Print nothing but the lines from the start of the listing below through the line that contains "import React from 'react';". Do not include the pictures.

_SUPPLIED INFORMATION_
· · · · ·
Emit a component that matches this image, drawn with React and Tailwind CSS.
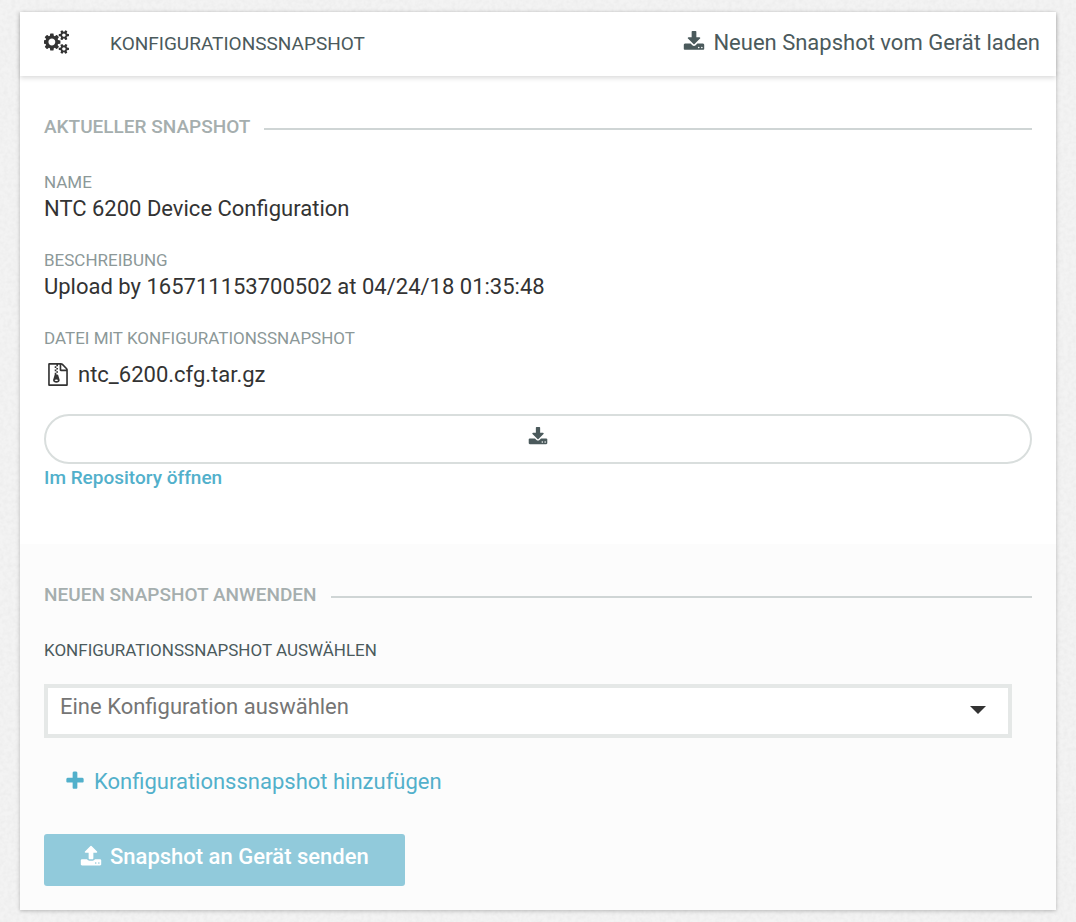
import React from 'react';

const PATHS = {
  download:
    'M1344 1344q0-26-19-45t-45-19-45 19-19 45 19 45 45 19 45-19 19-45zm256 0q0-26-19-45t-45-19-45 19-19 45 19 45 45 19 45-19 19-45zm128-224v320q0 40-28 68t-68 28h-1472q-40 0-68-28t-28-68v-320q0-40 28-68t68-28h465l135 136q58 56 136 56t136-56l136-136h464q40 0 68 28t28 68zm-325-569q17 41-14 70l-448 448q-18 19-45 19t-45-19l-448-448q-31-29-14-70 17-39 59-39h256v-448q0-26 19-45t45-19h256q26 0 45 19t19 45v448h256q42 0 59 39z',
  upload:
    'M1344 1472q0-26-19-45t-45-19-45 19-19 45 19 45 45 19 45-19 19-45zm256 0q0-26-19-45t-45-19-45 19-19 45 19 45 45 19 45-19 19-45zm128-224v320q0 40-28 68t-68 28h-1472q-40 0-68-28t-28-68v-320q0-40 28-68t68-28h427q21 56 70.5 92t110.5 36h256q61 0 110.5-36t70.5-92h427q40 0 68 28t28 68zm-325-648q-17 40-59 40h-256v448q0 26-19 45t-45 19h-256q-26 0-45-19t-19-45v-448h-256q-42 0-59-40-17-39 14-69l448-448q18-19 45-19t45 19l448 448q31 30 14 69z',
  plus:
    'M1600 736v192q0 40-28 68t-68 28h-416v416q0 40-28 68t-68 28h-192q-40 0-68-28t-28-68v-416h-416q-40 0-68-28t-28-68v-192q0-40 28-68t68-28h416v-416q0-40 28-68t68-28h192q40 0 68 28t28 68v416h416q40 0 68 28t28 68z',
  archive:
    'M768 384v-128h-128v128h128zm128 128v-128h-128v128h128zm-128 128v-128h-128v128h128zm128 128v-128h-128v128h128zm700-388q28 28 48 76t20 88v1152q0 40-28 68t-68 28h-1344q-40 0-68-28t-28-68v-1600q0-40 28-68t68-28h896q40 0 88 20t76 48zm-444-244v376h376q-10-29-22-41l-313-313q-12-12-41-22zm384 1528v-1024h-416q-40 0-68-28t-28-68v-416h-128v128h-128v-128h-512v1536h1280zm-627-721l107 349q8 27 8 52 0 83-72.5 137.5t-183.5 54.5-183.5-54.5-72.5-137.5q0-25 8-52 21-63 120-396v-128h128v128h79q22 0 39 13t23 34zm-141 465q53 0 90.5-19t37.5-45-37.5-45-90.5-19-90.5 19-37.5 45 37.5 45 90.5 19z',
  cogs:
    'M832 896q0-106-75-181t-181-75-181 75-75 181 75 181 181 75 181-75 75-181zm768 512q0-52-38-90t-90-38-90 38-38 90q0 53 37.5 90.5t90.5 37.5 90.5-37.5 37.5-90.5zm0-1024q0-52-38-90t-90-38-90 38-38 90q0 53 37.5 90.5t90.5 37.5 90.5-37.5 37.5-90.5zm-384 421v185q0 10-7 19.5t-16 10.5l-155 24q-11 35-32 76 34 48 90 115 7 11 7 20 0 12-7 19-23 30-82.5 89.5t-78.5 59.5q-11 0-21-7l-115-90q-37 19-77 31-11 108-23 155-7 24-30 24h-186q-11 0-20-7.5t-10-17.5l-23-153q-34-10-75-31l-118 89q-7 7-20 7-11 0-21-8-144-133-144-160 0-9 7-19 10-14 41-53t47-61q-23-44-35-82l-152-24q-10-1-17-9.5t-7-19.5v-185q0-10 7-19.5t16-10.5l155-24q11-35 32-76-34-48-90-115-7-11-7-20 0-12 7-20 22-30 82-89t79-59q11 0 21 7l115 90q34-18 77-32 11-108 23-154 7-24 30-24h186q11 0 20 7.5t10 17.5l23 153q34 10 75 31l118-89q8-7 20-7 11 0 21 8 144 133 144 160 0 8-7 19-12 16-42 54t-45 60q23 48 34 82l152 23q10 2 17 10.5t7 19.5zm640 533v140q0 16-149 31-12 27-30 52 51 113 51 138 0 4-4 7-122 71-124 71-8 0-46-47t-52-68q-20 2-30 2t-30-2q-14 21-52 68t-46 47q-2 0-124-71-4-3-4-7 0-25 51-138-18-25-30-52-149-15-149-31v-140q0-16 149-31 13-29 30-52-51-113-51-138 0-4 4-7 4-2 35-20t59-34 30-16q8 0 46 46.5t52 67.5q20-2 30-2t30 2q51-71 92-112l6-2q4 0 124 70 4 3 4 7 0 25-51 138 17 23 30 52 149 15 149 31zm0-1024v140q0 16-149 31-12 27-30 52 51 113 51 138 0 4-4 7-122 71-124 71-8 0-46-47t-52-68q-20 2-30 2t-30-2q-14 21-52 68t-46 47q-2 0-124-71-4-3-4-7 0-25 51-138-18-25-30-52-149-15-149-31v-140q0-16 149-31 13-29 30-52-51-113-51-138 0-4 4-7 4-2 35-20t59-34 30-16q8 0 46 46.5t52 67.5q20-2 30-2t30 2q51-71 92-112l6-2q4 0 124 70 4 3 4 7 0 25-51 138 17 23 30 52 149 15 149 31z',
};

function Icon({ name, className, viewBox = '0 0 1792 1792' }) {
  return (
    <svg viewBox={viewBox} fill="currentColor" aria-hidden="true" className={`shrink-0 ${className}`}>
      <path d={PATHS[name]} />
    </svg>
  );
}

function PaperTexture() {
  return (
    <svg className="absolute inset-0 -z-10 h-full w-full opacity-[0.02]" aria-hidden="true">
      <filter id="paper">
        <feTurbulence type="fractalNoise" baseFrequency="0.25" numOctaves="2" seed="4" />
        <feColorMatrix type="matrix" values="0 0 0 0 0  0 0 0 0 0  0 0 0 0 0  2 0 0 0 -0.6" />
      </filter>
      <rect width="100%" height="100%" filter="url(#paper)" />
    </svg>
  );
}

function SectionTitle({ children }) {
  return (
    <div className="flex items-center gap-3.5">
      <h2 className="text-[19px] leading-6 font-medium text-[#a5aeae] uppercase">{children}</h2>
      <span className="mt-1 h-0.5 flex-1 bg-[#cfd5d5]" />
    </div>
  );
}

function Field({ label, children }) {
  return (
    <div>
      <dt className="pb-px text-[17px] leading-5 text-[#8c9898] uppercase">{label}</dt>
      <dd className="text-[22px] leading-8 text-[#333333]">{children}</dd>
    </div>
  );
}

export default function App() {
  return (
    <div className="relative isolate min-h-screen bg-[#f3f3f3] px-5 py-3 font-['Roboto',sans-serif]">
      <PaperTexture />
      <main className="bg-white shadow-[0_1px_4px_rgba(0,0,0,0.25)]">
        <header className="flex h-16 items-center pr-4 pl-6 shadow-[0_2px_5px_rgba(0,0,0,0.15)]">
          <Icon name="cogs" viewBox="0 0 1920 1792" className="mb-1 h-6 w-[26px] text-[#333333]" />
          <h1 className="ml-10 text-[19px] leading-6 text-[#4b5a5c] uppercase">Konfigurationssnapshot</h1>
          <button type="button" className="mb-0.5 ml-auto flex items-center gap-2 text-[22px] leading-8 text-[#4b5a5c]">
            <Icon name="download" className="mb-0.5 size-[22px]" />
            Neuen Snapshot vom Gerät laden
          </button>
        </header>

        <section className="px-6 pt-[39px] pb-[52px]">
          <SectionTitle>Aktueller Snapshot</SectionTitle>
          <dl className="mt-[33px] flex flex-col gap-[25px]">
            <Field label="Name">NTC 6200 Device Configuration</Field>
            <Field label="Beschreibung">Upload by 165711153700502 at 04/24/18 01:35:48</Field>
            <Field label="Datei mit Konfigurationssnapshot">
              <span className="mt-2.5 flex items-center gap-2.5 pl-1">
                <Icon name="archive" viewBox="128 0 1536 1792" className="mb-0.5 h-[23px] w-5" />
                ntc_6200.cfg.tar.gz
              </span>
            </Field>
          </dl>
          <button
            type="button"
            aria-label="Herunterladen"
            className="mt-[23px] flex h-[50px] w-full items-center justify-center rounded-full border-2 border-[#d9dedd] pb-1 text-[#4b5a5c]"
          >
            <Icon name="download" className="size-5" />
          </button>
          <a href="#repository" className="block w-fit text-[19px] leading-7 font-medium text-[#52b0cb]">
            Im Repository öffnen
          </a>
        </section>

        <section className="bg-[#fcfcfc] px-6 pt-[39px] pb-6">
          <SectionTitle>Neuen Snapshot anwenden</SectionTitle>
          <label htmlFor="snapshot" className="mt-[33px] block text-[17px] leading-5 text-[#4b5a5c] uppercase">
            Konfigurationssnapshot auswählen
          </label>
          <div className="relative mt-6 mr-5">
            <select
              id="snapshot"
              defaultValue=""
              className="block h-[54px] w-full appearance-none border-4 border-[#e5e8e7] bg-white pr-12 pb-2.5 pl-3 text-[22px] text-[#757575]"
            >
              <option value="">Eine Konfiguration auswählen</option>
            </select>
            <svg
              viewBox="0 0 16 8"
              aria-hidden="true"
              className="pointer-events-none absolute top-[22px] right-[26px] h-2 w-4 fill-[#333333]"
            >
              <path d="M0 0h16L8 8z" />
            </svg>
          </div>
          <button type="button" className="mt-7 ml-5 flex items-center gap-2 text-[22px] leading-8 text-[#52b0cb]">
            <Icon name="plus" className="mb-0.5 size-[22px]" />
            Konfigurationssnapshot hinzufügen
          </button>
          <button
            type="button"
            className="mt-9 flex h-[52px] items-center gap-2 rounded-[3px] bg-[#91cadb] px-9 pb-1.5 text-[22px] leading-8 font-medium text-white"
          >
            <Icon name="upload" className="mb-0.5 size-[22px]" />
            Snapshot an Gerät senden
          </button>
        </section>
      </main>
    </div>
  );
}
· · · · ·
_RESULT OF THIS EXERCISE_
Emit a component that matches this image, drawn with React and Tailwind CSS.
import React from 'react';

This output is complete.